I matched with a man who has a professional career, graduated from a prestigious school, and is looking for a serious relationship on his profile. He seems nice and likes cats and dogs.
He messaged me first and said I have a nice smile. He responds to me once everyday, but only at nighttime, and just responds to me/answers me — doesnt ask me any questions or add onto the conversation.
He asked me pretty early on if we can have a date (3 days after we matched). I just find it concerning he doesnt seem to want a lively texting conversation. When he asked for a date he asked whether we can meetup soon or talk on the phone, but other than that he never brought up a phone call again.
We are going out this Saturday but I am concerned whether he is meh about me but going out with me just cause. I also don’t know if Im just being paranoid. I do know frequent texting = false intimacy and it should be a green flag that he wants to meet me soon in person, but I feel like if he was interested in me he should put more efforts in our messages?
Should I give him a chance anyways by going to our date on Sat?
To give a timeline:
16feb - matched on hinge
19feb - asked me out on date
24feb - when our date is planned to be
From 16 feb until present he has only messaged me once per day and only responds to what Im saying, he diesnt ask me any questions about myself.
The only texts at night thing kinda giving married vibes....
“He… said I have a nice smile.”
That’s an immediate block and delete.
100% of men who say this in the first few OLD messages are looking for warm holes.
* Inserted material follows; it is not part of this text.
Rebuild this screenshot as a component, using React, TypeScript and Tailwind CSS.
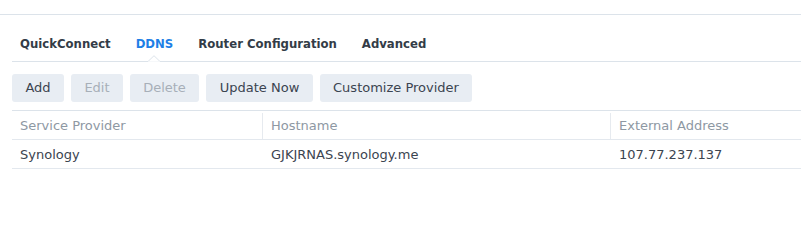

He is actively hunting women for sex, and you conveniently fell into his trap.
This man will not be your partner. He may be your rapist.
Move on.
P.S. Whether or not he is married is irrelevant. There are too many red flags even without him being married.
The texting at night thing throws me off. I had a guy that would only text me after midnight and I called him on it and he got defensive. I think he was cheating.
What the actual living hell does this post have to do with FDS whatsoever. Go ask Goddamn Cosmo your question.
The answer is the man hates you and texting and OLD aren't valid forms of human communication.
The lack of effort in asking anything about you and not adding meaningfully to the conversation is an instant nope from me.
Effort = interest.
Have you Googled to see if what you know about him checks out? I agree with others he is married.
Is this a joke ! He says that to every lady he matches with “ you have a nice smile “ we women Shoudl know this now
You lost me after only responds at night....block him
If you ever find yourself confused about a man, it's time to break up with him.
Why is there so many OLD related posts on here ?? 99.99999% of men on there are LV. It's against FDS principles to give your time to LVM or OLD apps/sites.
🚩using online dating apps when it's filled with the leftover dudes NOBODY WANTS
🚩responding to their night texts when they message everyone with a pulse during those hours
🚩 He has No social skills in person
🚩Wanting to have conversations with him through text when it's false intimacy and the guy is literally just on the toilet during these times
🚩Doesn't put any energy to do basic calls
This will be his BEST efforts if you decide to allow him into your life. It will only go down from here I promise. If he's already causing confusion it's the sign for me because when they like you they hate it when you're confused.
i think you should follow your gut. if you feel funny about going out with him, than it's a no. you could still go out with him to a very public place, please, and check the vibe (some people suck at texting but are nice in person). but i think you already lost interest because he doesn't seem that motivated to talk to you. too much texting is a red flag, but almost no texting is also a red flag. with men anything can be a red flag, really. if you actually go out with him, vet properly and stay safe!